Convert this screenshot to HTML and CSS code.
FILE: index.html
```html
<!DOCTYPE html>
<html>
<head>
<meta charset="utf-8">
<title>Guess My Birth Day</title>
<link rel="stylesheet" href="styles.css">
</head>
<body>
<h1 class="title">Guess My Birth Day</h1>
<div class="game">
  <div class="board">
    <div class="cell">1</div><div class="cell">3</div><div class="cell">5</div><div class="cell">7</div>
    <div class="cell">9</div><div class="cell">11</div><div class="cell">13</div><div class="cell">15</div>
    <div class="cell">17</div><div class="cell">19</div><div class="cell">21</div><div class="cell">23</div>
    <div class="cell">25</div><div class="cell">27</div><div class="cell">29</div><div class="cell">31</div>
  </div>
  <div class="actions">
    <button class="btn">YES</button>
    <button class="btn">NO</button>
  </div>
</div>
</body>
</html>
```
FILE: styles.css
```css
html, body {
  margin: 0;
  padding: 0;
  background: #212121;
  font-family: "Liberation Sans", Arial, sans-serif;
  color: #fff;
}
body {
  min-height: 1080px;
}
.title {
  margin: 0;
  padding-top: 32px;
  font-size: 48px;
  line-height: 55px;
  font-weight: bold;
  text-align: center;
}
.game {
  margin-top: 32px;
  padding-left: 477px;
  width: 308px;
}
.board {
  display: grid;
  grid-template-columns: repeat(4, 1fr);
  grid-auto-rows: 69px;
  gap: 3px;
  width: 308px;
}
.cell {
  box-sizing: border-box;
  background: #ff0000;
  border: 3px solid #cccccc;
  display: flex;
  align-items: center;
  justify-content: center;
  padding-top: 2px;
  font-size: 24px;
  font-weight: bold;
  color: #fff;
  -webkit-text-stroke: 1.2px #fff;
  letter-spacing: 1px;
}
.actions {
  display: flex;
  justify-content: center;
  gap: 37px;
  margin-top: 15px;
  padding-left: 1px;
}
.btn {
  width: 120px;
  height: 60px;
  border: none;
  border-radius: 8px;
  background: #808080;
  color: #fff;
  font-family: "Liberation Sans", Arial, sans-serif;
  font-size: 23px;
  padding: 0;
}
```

########################################

Short problem
Copy out each line above, character for character.

Solution for this problem
Convert this screenshot to HTML and CSS code.
FILE: index.html
```html
<!DOCTYPE html>
<html>
<head>
<meta charset="utf-8">
<title>Guess My Birth Day</title>
<link rel="stylesheet" href="styles.css">
</head>
<body>
<h1 class="title">Guess My Birth Day</h1>
<div class="game">
  <div class="board">
    <div class="cell">1</div><div class="cell">3</div><div class="cell">5</div><div class="cell">7</div>
    <div class="cell">9</div><div class="cell">11</div><div class="cell">13</div><div class="cell">15</div>
    <div class="cell">17</div><div class="cell">19</div><div class="cell">21</div><div class="cell">23</div>
    <div class="cell">25</div><div class="cell">27</div><div class="cell">29</div><div class="cell">31</div>
  </div>
  <div class="actions">
    <button class="btn">YES</button>
    <button class="btn">NO</button>
  </div>
</div>
</body>
</html>
```
FILE: styles.css
```css
html, body {
  margin: 0;
  padding: 0;
  background: #212121;
  font-family: "Liberation Sans", Arial, sans-serif;
  color: #fff;
}
body {
  min-height: 1080px;
}
.title {
  margin: 0;
  padding-top: 32px;
  font-size: 48px;
  line-height: 55px;
  font-weight: bold;
  text-align: center;
}
.game {
  margin-top: 32px;
  padding-left: 477px;
  width: 308px;
}
.board {
  display: grid;
  grid-template-columns: repeat(4, 1fr);
  grid-auto-rows: 69px;
  gap: 3px;
  width: 308px;
}
.cell {
  box-sizing: border-box;
  background: #ff0000;
  border: 3px solid #cccccc;
  display: flex;
  align-items: center;
  justify-content: center;
  padding-top: 2px;
  font-size: 24px;
  font-weight: bold;
  color: #fff;
  -webkit-text-stroke: 1.2px #fff;
  letter-spacing: 1px;
}
.actions {
  display: flex;
  justify-content: center;
  gap: 37px;
  margin-top: 15px;
  padding-left: 1px;
}
.btn {
  width: 120px;
  height: 60px;
  border: none;
  border-radius: 8px;
  background: #808080;
  color: #fff;
  font-family: "Liberation Sans", Arial, sans-serif;
  font-size: 23px;
  padding: 0;
}
```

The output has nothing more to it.